» Written request
Skip the pictures, please, and write out exactly the lines from the opening of the data through the line containing "import React from".

» Source data
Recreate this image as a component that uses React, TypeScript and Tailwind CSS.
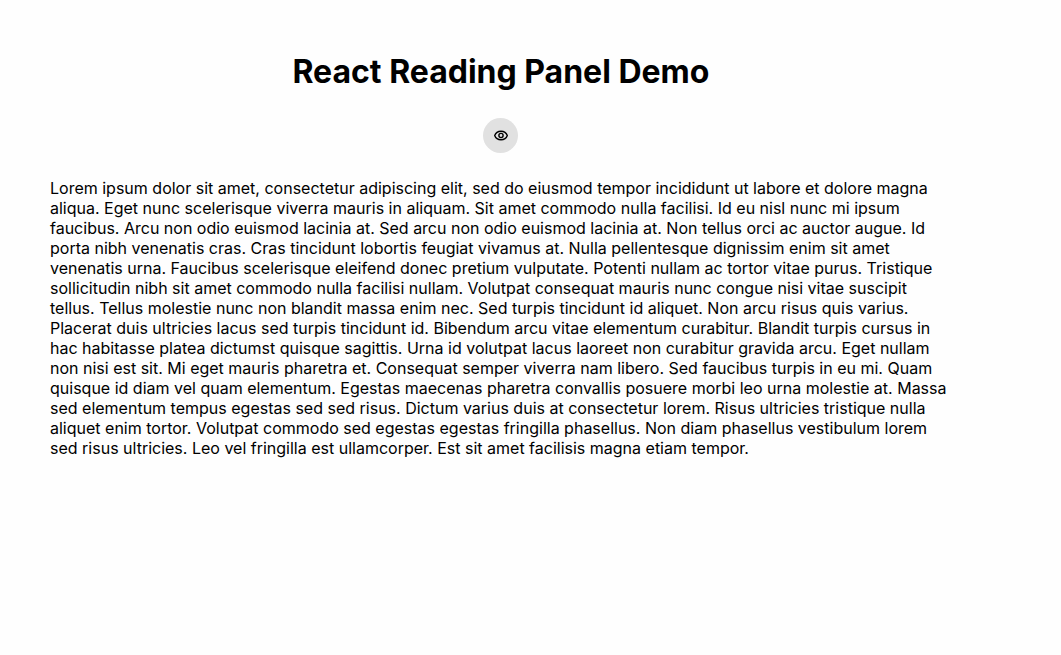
import React from "react";

const text =
  "Lorem ipsum dolor sit amet, consectetur adipiscing elit, sed do eiusmod tempor incididunt ut labore et dolore magna aliqua. Eget nunc scelerisque viverra mauris in aliquam. Sit amet commodo nulla facilisi. Id eu nisl nunc mi ipsum faucibus. Arcu non odio euismod lacinia at. Sed arcu non odio euismod lacinia at. Non tellus orci ac auctor augue. Id porta nibh venenatis cras. Cras tincidunt lobortis feugiat vivamus at. Nulla pellentesque dignissim enim sit amet venenatis urna. Faucibus scelerisque eleifend donec pretium vulputate. Potenti nullam ac tortor vitae purus. Tristique sollicitudin nibh sit amet commodo nulla facilisi nullam. Volutpat consequat mauris nunc congue nisi vitae suscipit tellus. Tellus molestie nunc non blandit massa enim nec. Sed turpis tincidunt id aliquet. Non arcu risus quis varius. Placerat duis ultricies lacus sed turpis tincidunt id. Bibendum arcu vitae elementum curabitur. Blandit turpis cursus in hac habitasse platea dictumst quisque sagittis. Urna id volutpat lacus laoreet non curabitur gravida arcu. Eget nullam non nisi est sit. Mi eget mauris pharetra et. Consequat semper viverra nam libero. Sed faucibus turpis in eu mi. Quam quisque id diam vel quam elementum. Egestas maecenas pharetra convallis posuere morbi leo urna molestie at. Massa sed elementum tempus egestas sed sed risus. Dictum varius duis at consectetur lorem. Risus ultricies tristique nulla aliquet enim tortor. Volutpat commodo sed egestas egestas fringilla phasellus. Non diam phasellus vestibulum lorem sed risus ultricies. Leo vel fringilla est ullamcorper. Est sit amet facilisis magna etiam tempor.";

function EyeIcon() {
  return (
    <svg viewBox="0 0 16 16" className="size-4" fill="none" stroke="currentColor" strokeWidth="1.4" aria-hidden="true">
      <path
        strokeLinejoin="round"
        d="M1.700 7.500C2.500 5.200 5 3.200 8 3.200s5.500 2 6.300 4.300C13.500 9.800 11 11.800 8 11.800S2.500 9.800 1.700 7.500z"
      />
      <circle cx="8" cy="7.500" r="2.100" />
    </svg>
  );
}

export default function App() {
  return (
    <div className="min-h-screen bg-[#fefefe]">
      <main className="box-content w-17/20 px-[50px] pt-12 font-['Inter',sans-serif] text-base leading-5 text-black">
        <header className="flex flex-col items-center gap-[22px]">
          <h1 className="text-[32px] leading-12 font-bold">React Reading Panel Demo</h1>
          <button
            type="button"
            aria-label="Reading mode"
            className="flex size-[35px] items-center justify-center rounded-full bg-[#e1e1e1]"
          >
            <EyeIcon />
          </button>
        </header>
        <p className="mt-[25px]">{text}</p>
      </main>
    </div>
  );
}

» Exercise solution
Recreate this image as a component that uses React, TypeScript and Tailwind CSS.
import React from "react";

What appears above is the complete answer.